Essa baixa proxêmica se traduz também na ocupação do território: favelas são ambientes de altíssima densidade e baixíssima privacidade. O que acontece no barraco ao lado se impõe multisensorialmente sobre você. Seu vizinho influencia seu gosto musical, seus hábitos, suas conversas. A favela, com sua alta densidade, barracos colados uns aos outros, ausência de privacidade, é o retrato físico da baixa proxêmica. Não há privacidade; pelo contrário, você é forçado a compartilhar de sua intimidade e a ter a intimidade de seus vizinhos compartilhada com você, queira você ou não. A individualidade se dissolve.


É impossível não ser impactado. Extrapolando essa microrrealidade, temos a favela formada com esse nível de interferência nas vidas umas das outras de todos os que ali habitam. Diante deste fato, suas referências culturais, seu repertório de vida acaba ficando extremamente restrito e diretamente impactado pelas trocas feitas neste ambiente de proxêmica quase inexistente. Quando você sai deste ambiente e se desloca até uma região mais nobre, a realidade é completamente diferente e, alí, você passa a se sentir um alien, tanto em questão comportamental quanto em questão cultural e, principalmente, financeira. Sair da favela já é uma dificuldade tremenda diante de tudo já exposto aqui, e acima disso ainda está a realidade de que, para sair da favela, você precisará encontrar uma habitação que você consiga pagar, o que via de regra te jogará para uma habitação de interesse social, ou em muitos casos uma habitação popular, como uma COHAB ou CDHU. Ainda que muito precário, você, ali, já passa a ter uma proxêmica muito maior, ainda muito aquém do que seria uma proxêmica de nação desenvolvida, mas já muito mais próxima da realidade dos bairros de classe média. Uma transição.

Essa é a verdadeira epopeia de quem nasce na periferia: conquistar sua emancipação cultural, financeira e territorial. Sair da favela é uma vitória. Mas a saída real virá quando houver mais oportunidades — e elas não virão do Estado. Virão da redução do peso que o Estado impõe sobre os mais pobres. É o pobre quem mais sofre com o excesso de burocracia, de impostos, de decisões tomadas por elites políticas que jamais pisaram em uma favela. Ainda que o estado forneça algum programa assistencial, não se engane: Quanto maior é o estado e sua interferência na sociedade e no mercado, maiores são as barreiras impostas para as populações mais pobres ascenderem.

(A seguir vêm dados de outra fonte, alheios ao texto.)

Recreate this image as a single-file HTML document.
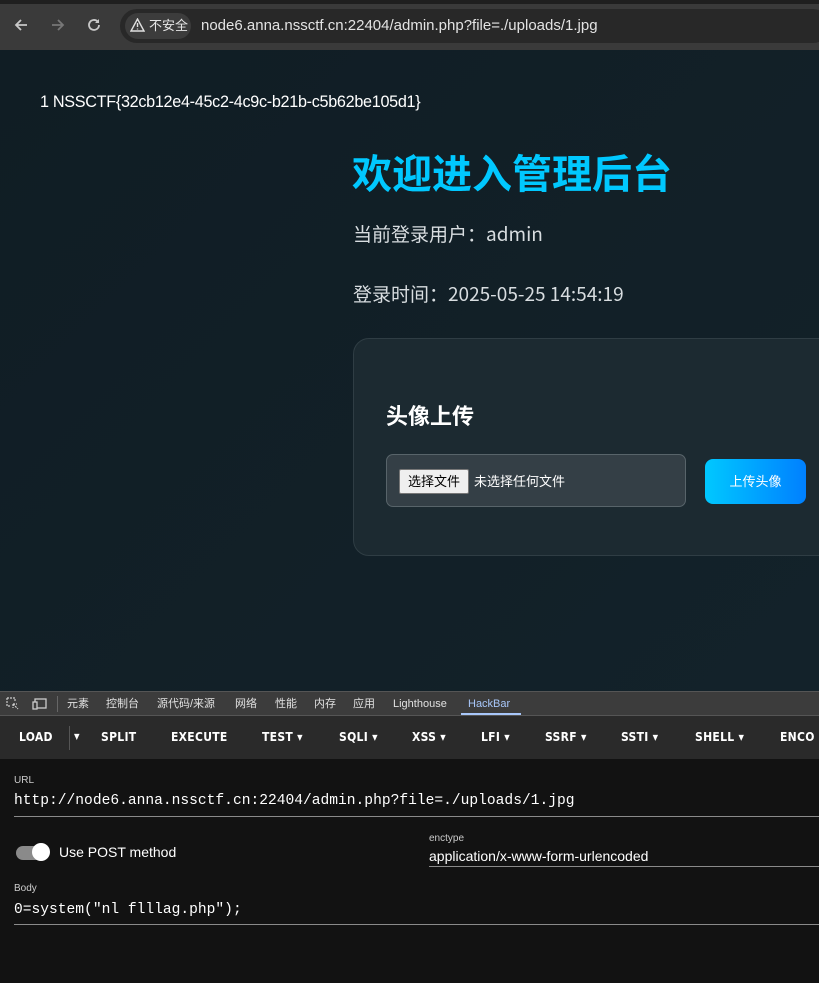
<!DOCTYPE html>
<html><head><meta charset="utf-8"><style>
*{margin:0;padding:0;box-sizing:border-box}
body{width:819px;height:983px;overflow:hidden;background:#111f26;font-family:"Liberation Sans","Noto Sans CJK SC",sans-serif;position:relative}
.top{position:absolute;left:0;top:0;width:819px;height:50px;background:#3a3a3a}
.tabstrip{position:absolute;left:0;top:0;width:819px;height:4px;background:#1f1f1f}
.omni{position:absolute;left:120px;top:9px;width:710px;height:34px;border-radius:17px;background:#282828}
.chip{position:absolute;left:125px;top:13px;width:66px;height:26px;border-radius:13px;background:#3c3c3c;color:#e6e6e6;font-size:13px;line-height:26px;padding-left:24px}
.url{position:absolute;left:201px;top:17px;color:#e3e3e3;font-size:15px}
.page{position:absolute;left:0;top:50px;width:819px;height:641px;background:linear-gradient(135deg,#101d24,#13222a)}
.flag{position:absolute;left:40px;top:93px;color:#fff;font-size:16.2px;letter-spacing:-0.3px}
h1{position:absolute;left:352px;top:142px;color:#00c8ff;font-size:40px;font-weight:bold;font-family:"Noto Sans CJK SC",sans-serif;letter-spacing:0px}
.t{position:absolute;left:353px;color:#d8dde0;font-size:19px;font-family:"Noto Sans CJK SC",sans-serif}
.card{position:absolute;left:353px;top:338px;width:500px;height:218px;border:1px solid #2f3d44;border-radius:16px;background:#1c2a31}
.card h2{position:absolute;left:32px;top:60px;color:#fff;font-size:22px;font-family:"Noto Sans CJK SC",sans-serif}
.file{position:absolute;left:32px;top:115px;width:300px;height:53px;border:1px solid #58646a;border-radius:7px;background:#343f46}
.fbtn{position:absolute;left:12px;top:14px;width:70px;height:25px;background:#efefef;border:1px solid #777;border-radius:2px;font-size:13px;line-height:23px;text-align:center;color:#000}
.ftxt{position:absolute;left:87px;top:15px;color:#fff;font-size:13px;line-height:23px}
.up{position:absolute;left:351px;top:120px;width:101px;height:45px;border-radius:8px;background:linear-gradient(90deg,#00c8ff,#0080ff);color:#fff;font-size:13px;line-height:45px;text-align:center}
.dtabs{position:absolute;left:0;top:691px;width:819px;height:25px;background:#3c3c3c;border-top:1px solid #555;border-bottom:1px solid #555;font-size:11px;color:#e0e0e0}
.dtabs span{position:absolute;top:5px;line-height:14px}
.hb{position:absolute;left:0;top:716px;width:819px;height:43px;background:#2a2a2a;font-family:"DejaVu Sans Condensed","Liberation Sans",sans-serif;font-weight:bold;font-size:12px;color:#fff}
.hb span{position:absolute;top:14px;letter-spacing:.3px}
.main{position:absolute;left:0;top:759px;width:819px;height:224px;background:#121212;color:#fff}
.lbl{position:absolute;font-size:10px;color:#ccc}
.mono{position:absolute;font-family:"Liberation Mono",monospace;font-size:14.6px;color:#fff}
.line{position:absolute;height:1px;background:#8a8a8a}
</style></head><body>
<div class="top"><div class="tabstrip"></div>
<svg style="position:absolute;left:13px;top:17px" width="16" height="16" viewBox="0 0 16 16"><path d="M14 8H3M8 3L3 8l5 5" stroke="#c8c8c8" stroke-width="1.8" fill="none"/></svg>
<svg style="position:absolute;left:50px;top:17px" width="16" height="16" viewBox="0 0 16 16"><path d="M2 8h11M8 3l5 5-5 5" stroke="#777" stroke-width="1.8" fill="none"/></svg>
<svg style="position:absolute;left:86px;top:17px" width="16" height="16" viewBox="0 0 16 16"><path d="M13 8a5 5 0 1 1-1.5-3.6" stroke="#c8c8c8" stroke-width="1.8" fill="none"/><path d="M13 2v4H9z" fill="#c8c8c8"/></svg>
<div class="omni"></div>
<div class="chip">不安全</div>
<svg style="position:absolute;left:130px;top:18px" width="15" height="14" viewBox="0 0 15 14"><path d="M7.5 1L14 13H1z" stroke="#e0e0e0" stroke-width="1.4" fill="none"/><path d="M7.5 5v4M7.5 10.5v1" stroke="#e0e0e0" stroke-width="1.4"/></svg>
<div class="url">node6.anna.nssctf.cn:22404/admin.php?file=./uploads/1.jpg</div>
</div>
<div class="page"></div>
<div class="flag">1 NSSCTF{32cb12e4-45c2-4c9c-b21b-c5b62be105d1}</div>
<h1>欢迎进入管理后台</h1>
<div class="t" style="top:220px">当前登录用户：admin</div>
<div class="t" style="top:280px">登录时间：2025-05-25 14:54:19</div>
<div class="card"><h2>头像上传</h2>
<div class="file"><div class="fbtn">选择文件</div><div class="ftxt">未选择任何文件</div></div>
<div class="up">上传头像</div></div>
<div class="dtabs">
<svg style="position:absolute;left:6px;top:5px" width="14" height="14" viewBox="0 0 14 14"><path d="M1 1h8v3M1 1v8h3M7 7l5 5M7 7h4M7 7v4" stroke="#ccc" stroke-width="1.2" fill="none" stroke-dasharray="2 1"/></svg>
<svg style="position:absolute;left:32px;top:5px" width="16" height="14" viewBox="0 0 16 14"><rect x="3" y="2" width="11" height="9" stroke="#ccc" fill="none" stroke-width="1.3"/><rect x="1" y="5" width="4" height="7" stroke="#ccc" fill="#3c3c3c" stroke-width="1.3"/></svg>
<div style="position:absolute;left:57px;top:4px;width:1px;height:16px;background:#666"></div>
<span style="left:67px">元素</span><span style="left:106px">控制台</span><span style="left:157px">源代码/来源</span><span style="left:235px">网络</span><span style="left:275px">性能</span><span style="left:314px">内存</span><span style="left:353px">应用</span><span style="left:393px">Lighthouse</span><span style="left:468px;color:#a8c7fa">HackBar</span>
<div style="position:absolute;left:461px;top:21px;width:60px;height:2px;background:#a8c7fa"></div>
</div>
<div class="hb">
<span style="left:19px">LOAD</span><div style="position:absolute;left:69px;top:10px;width:1px;height:24px;background:#555"></div><span style="left:74px;font-size:8px;top:16px">▼</span>
<span style="left:101px">SPLIT</span><span style="left:171px">EXECUTE</span><span style="left:262px">TEST ▾</span><span style="left:339px">SQLI ▾</span><span style="left:412px">XSS ▾</span><span style="left:481px">LFI ▾</span><span style="left:545px">SSRF ▾</span><span style="left:621px">SSTI ▾</span><span style="left:695px">SHELL ▾</span><span style="left:780px">ENCO</span>
</div>
<div class="main">
<div class="lbl" style="left:14px;top:16px">URL</div>
<div class="mono" style="left:14px;top:34px">http://node6.anna.nssctf.cn:22404/admin.php?file=./uploads/1.jpg</div>
<div class="line" style="left:14px;top:57px;width:805px"></div>
<div style="position:absolute;left:16px;top:87px;width:30px;height:14px;border-radius:7px;background:#8a8a8a"></div>
<div style="position:absolute;left:32px;top:84px;width:18px;height:18px;border-radius:9px;background:#fff"></div>
<div style="position:absolute;left:59px;top:85px;font-size:14px">Use POST method</div>
<div class="lbl" style="left:429px;top:74px">enctype</div>
<div style="position:absolute;left:429px;top:89px;font-size:14px">application/x-www-form-urlencoded</div>
<div class="line" style="left:429px;top:107px;width:390px"></div>
<div class="lbl" style="left:14px;top:124px">Body</div>
<div class="mono" style="left:14px;top:143px">0=system("nl flllag.php");</div>
<div class="line" style="left:14px;top:165px;width:805px"></div>
</div>
</body></html>
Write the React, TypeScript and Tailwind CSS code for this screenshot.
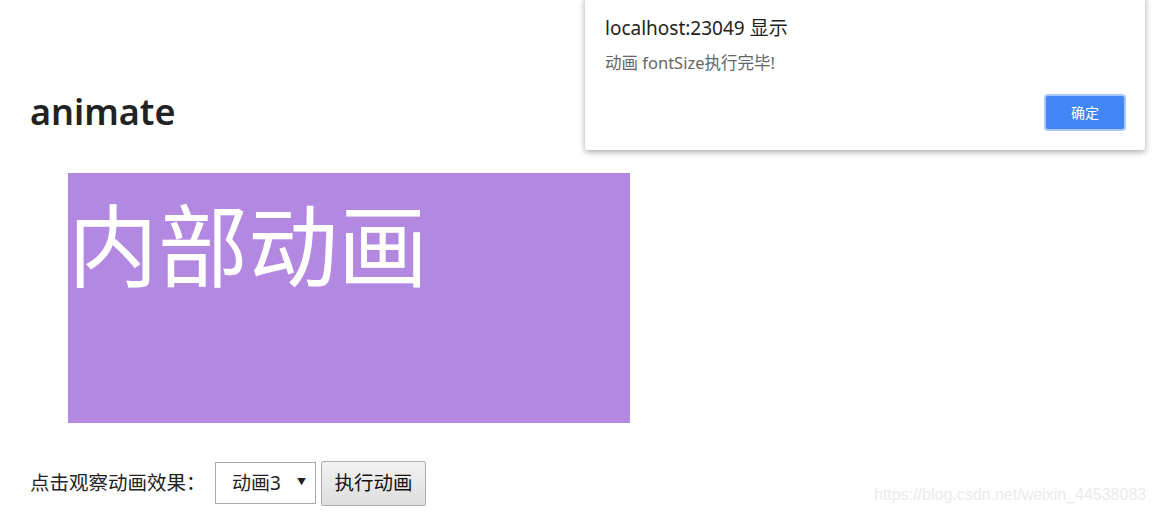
import React from "react";

export default function App() {
  const cjk = { fontFamily: '"Noto Sans", "Noto Sans CJK SC", sans-serif' };
  return (
    <div className="relative w-[1155px] h-[513px] overflow-hidden bg-white text-[#222]" style={cjk}>
      <div className="flex flex-col pl-[30px]">
        <h1 className="pt-[90px] text-[36px] leading-[44px] font-semibold text-[#222]">animate</h1>
        <div className="ml-[38px] mt-[39px] w-[562px] h-[250px] bg-[#b288e0] text-white text-[90px] leading-[144px]">
          内部动画
        </div>
        <div className="mt-[37px] flex items-center gap-[5px] h-[46px]">
          <span className="text-[19.5px] text-[#222] w-[180px]">点击观察动画效果：</span>
          <div className="relative w-[101px] h-[42px] border border-[#a9a9a9] bg-white flex items-center pl-[16px] text-[19px]">
            动画3
            <span className="absolute right-[9px] top-[12px] text-[9px]">▼</span>
          </div>
          <button className="w-[105px] h-[45px] border border-[#adadad] rounded-[2px] bg-gradient-to-b from-[#f2f2f2] to-[#dedede] text-[19.5px] text-[#111]">
            执行动画
          </button>
        </div>
      </div>

      <div className="absolute left-[874px] top-[483px] text-[16px] text-[#ebebeb]" style={{ fontFamily: '"Liberation Sans", sans-serif' }}>
        https://blog.csdn.net/weixin_44538083
      </div>

      <div className="absolute left-[585px] top-[-4px] w-[560px] h-[154px] bg-white rounded-[2px] shadow-[0_2px_6px_rgba(0,0,0,0.35)]">
        <div className="pl-[20px] pt-[18px] text-[19px] text-[#222]">localhost:23049 显示</div>
        <div className="pl-[20px] pt-[8px] text-[16.5px] text-[#666]">动画 fontSize执行完毕!</div>
        <div className="absolute left-[459px] top-[98px] w-[82px] h-[37px] rounded-[4px] border-2 border-[#aac8fa] bg-[#4285f4] text-white text-[14px] flex items-center justify-center">
          确定
        </div>
      </div>
    </div>
  );
}
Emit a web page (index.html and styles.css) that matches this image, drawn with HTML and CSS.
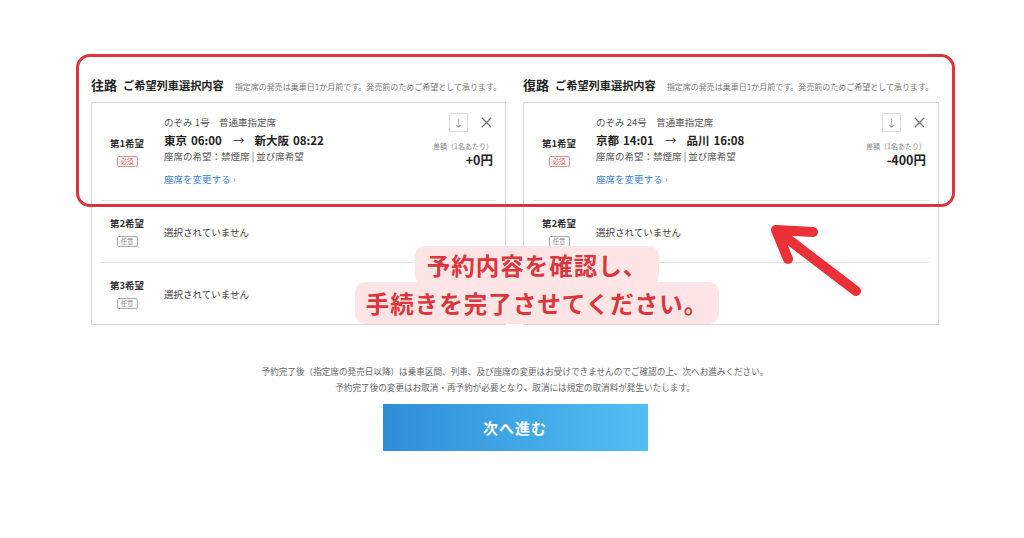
FILE: index.html
```html
<!DOCTYPE html>
<html lang="ja">
<head>
  <meta charset="UTF-8">
  <title>ご希望列車選択内容</title>
  <link rel="stylesheet" href="styles.css">
</head>
<body>
  <div class="page">

    <div class="columns">
      <!-- 往路 -->
      <section class="trip">
        <div class="trip-head">
          <span class="dir">往路</span>
          <span class="sub">ご希望列車選択内容</span>
          <span class="note">指定席の発売は乗車日1か月前です。発売前のためご希望として承ります。</span>
        </div>
        <div class="box">
          <div class="row row-main">
            <div class="rank">
              <span class="rank-name">第1希望</span>
              <span class="tag tag-req">必須</span>
            </div>
            <div class="info">
              <p class="train">のぞみ 1号　普通車指定席</p>
              <p class="route"><span>東京</span><span class="time">06:00</span><span class="arrow">→</span><span>新大阪</span><span class="time">08:22</span></p>
              <p class="seat">座席の希望：禁煙席 | 並び席希望</p>
              <a class="change" href="#">座席を変更する ›</a>
            </div>
            <div class="price">
              <div class="tools">
                <span class="sort">↓</span>
                <svg class="close" width="11" height="11" viewBox="0 0 11 11"><path d="M1 1 L10 10 M10 1 L1 10" stroke="#777" stroke-width="1.3" fill="none"/></svg>
              </div>
              <span class="price-label">差額（1名あたり）</span>
              <span class="price-value">+0円</span>
            </div>
          </div>
          <div class="row">
            <div class="rank">
              <span class="rank-name">第2希望</span>
              <span class="tag">任意</span>
            </div>
            <p class="empty">選択されていません</p>
          </div>
          <div class="row">
            <div class="rank">
              <span class="rank-name">第3希望</span>
              <span class="tag">任意</span>
            </div>
            <p class="empty">選択されていません</p>
          </div>
        </div>
      </section>

      <!-- 復路 -->
      <section class="trip">
        <div class="trip-head">
          <span class="dir">復路</span>
          <span class="sub">ご希望列車選択内容</span>
          <span class="note">指定席の発売は乗車日1か月前です。発売前のためご希望として承ります。</span>
        </div>
        <div class="box">
          <div class="row row-main">
            <div class="rank">
              <span class="rank-name">第1希望</span>
              <span class="tag tag-req">必須</span>
            </div>
            <div class="info">
              <p class="train">のぞみ 24号　普通車指定席</p>
              <p class="route"><span>京都</span><span class="time">14:01</span><span class="arrow">→</span><span>品川</span><span class="time">16:08</span></p>
              <p class="seat">座席の希望：禁煙席 | 並び席希望</p>
              <a class="change" href="#">座席を変更する ›</a>
            </div>
            <div class="price">
              <div class="tools">
                <span class="sort">↓</span>
                <svg class="close" width="11" height="11" viewBox="0 0 11 11"><path d="M1 1 L10 10 M10 1 L1 10" stroke="#777" stroke-width="1.3" fill="none"/></svg>
              </div>
              <span class="price-label">差額（1名あたり）</span>
              <span class="price-value">-400円</span>
            </div>
          </div>
          <div class="row">
            <div class="rank">
              <span class="rank-name">第2希望</span>
              <span class="tag">任意</span>
            </div>
            <p class="empty">選択されていません</p>
          </div>
          <div class="row">
            <div class="rank">
              <span class="rank-name">第3希望</span>
              <span class="tag">任意</span>
            </div>
            <p class="empty">選択されていません</p>
          </div>
        </div>
      </section>
    </div>

    <div class="footer">
      <p class="caution">予約完了後（指定席の発売日以降）は乗車区間、列車、及び座席の変更はお受けできませんのでご確認の上、次へお進みください。<br>予約完了後の変更はお取消・再予約が必要となり、取消には規定の取消料が発生いたします。</p>
      <button class="next">次へ進む</button>
    </div>

    <!-- 注釈 -->
    <div class="frame"></div>
    <svg class="pointer" width="110" height="90" viewBox="0 0 110 90">
      <path d="M14 15 L94 76 M14 15 L51 17 M14 15 L26 44" fill="none" stroke="#ec3038" stroke-width="10" stroke-linecap="round" stroke-linejoin="round"/>
    </svg>
    <div class="callout">
      <div class="callout-line first">予約内容を確認し、</div>
      <div class="callout-line">手続きを完了させてください。</div>
    </div>

  </div>
</body>
</html>
```

FILE: styles.css
```css
body {
  margin: 0;
  font-family: "Noto Sans CJK JP", "Noto Sans", sans-serif;
  color: #333;
  background-color: #fff;
}

p {
  margin: 0;
}

.page {
  position: relative;
  width: 1024px;
  height: 538px;
  padding-top: 75px;
  box-sizing: border-box;
}

.columns {
  display: grid;
  grid-template-columns: 415px 416px;
  column-gap: 17px;
  margin-left: 91px;
  width: 848px;
}

.trip-head {
  display: flex;
  align-items: baseline;
  height: 20px;
  line-height: 20px;
  margin-bottom: 7px;
  white-space: nowrap;
}

.dir {
  font-size: 13px;
  font-weight: bold;
  color: #222;
}

.sub {
  font-size: 11.2px;
  font-weight: bold;
  color: #222;
  margin-left: 6px;
}

.note {
  font-size: 8px;
  color: #777;
  margin-left: 11px;
}

.box {
  border: 1px solid #d9d9d9;
}

.row {
  display: flex;
  align-items: center;
  margin: 0 9px;
  height: 61px;
}

.row + .row {
  border-top: 1px solid #e3e3e3;
}

.row-main {
  height: auto;
  padding: 12px 0 13px;
}

.rank {
  width: 52px;
  display: flex;
  flex-direction: column;
  align-items: center;
  gap: 6px;
  margin-right: 11px;
}

.rank-name {
  font-size: 9.5px;
  font-weight: bold;
  line-height: 14px;
  color: #333;
}

.tag {
  font-size: 6.5px;
  line-height: 9px;
  padding: 0 3px;
  border: 1px solid #aaa;
  border-radius: 2px;
  color: #888;
}

.tag-req {
  border-color: #e38c8c;
  color: #d9534f;
}

.info {
  flex: 1;
}

.train, .seat {
  font-size: 9.5px;
  line-height: 15px;
  color: #555;
}

.route {
  font-size: 11.5px;
  font-weight: bold;
  line-height: 17px;
  margin-top: 2px;
  color: #222;
}

.route .time {
  margin-left: 4px;
}

.route .arrow {
  margin: 0 10px 0 11px;
  font-weight: normal;
}

.change {
  display: block;
  margin-top: 8px;
  font-size: 9.5px;
  line-height: 15px;
  color: #3f86d0;
  text-decoration: none;
}

.price {
  align-self: flex-start;
  display: flex;
  flex-direction: column;
  align-items: flex-end;
  padding-right: 3px;
}

.tools {
  display: flex;
  align-items: center;
  gap: 13px;
  margin-top: -2px;
  margin-right: 1px;
}

.sort {
  width: 17px;
  height: 17px;
  border: 1px solid #ddd;
  text-align: center;
  font-size: 10px;
  line-height: 17px;
  color: #888;
}

.price-label {
  margin-top: 9px;
  font-size: 7px;
  line-height: 10px;
  color: #888;
}

.price-value {
  margin-top: 1px;
  font-size: 12.5px;
  font-weight: bold;
  line-height: 16px;
  color: #222;
}

.empty {
  font-size: 9.5px;
  color: #444;
}

.footer {
  margin: 38px 0 0 91px;
  width: 848px;
  text-align: center;
}

.caution {
  font-size: 8.6px;
  line-height: 16px;
  color: #666;
}

.next {
  display: block;
  width: 265px;
  height: 47px;
  margin: 9px auto 0;
  border: none;
  background: linear-gradient(90deg, #2e8dd8, #52bff3);
  color: #fff;
  font-family: inherit;
  font-size: 15px;
  font-weight: bold;
  letter-spacing: 1px;
}

/* 注釈レイヤー */
.frame {
  position: absolute;
  left: 76px;
  top: 54px;
  width: 873px;
  height: 147px;
  border: 3px solid #d9363e;
  border-radius: 14px;
}

.pointer {
  position: absolute;
  left: 762px;
  top: 215px;
}

.callout {
  position: absolute;
  left: 350px;
  top: 246px;
  width: 374px;
  display: flex;
  flex-direction: column;
  align-items: center;
}

.callout-line {
  background-color: #fde5e5;
  color: #dc353c;
  font-size: 23.5px;
  font-weight: bold;
  letter-spacing: 1px;
  line-height: 32px;
  padding: 5px 11px;
  border-radius: 10px;
}

.callout-line.first {
  padding: 3px 12px 4px;
  margin-bottom: -3px;
}
```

A solução está no mercado, no mérito, no valor agregado. Por isso, trabalhe, estude, se qualifique, ofereça algo valioso para o mundo. Vá além do que é pedido. Planeje-se. Aproveite cada oportunidade. Se o Estado oferecer uma bolsa, use-a com sabedoria. Você não deve nada a quem te rouba sistematicamente e ainda tenta te domesticar com uma cultura progressista que só serve para manter o cabresto bem ajustado.

A saída está em suas mãos. E o que você carrega nas mãos é mais forte do que qualquer estigma que colocaram sobre você.

Você não é o lugar onde nasceu. Você é o caminho que escolheu trilhar.

Obs.: O Autor do post nasceu e cresceu na periferia da zona norte de São Paulo.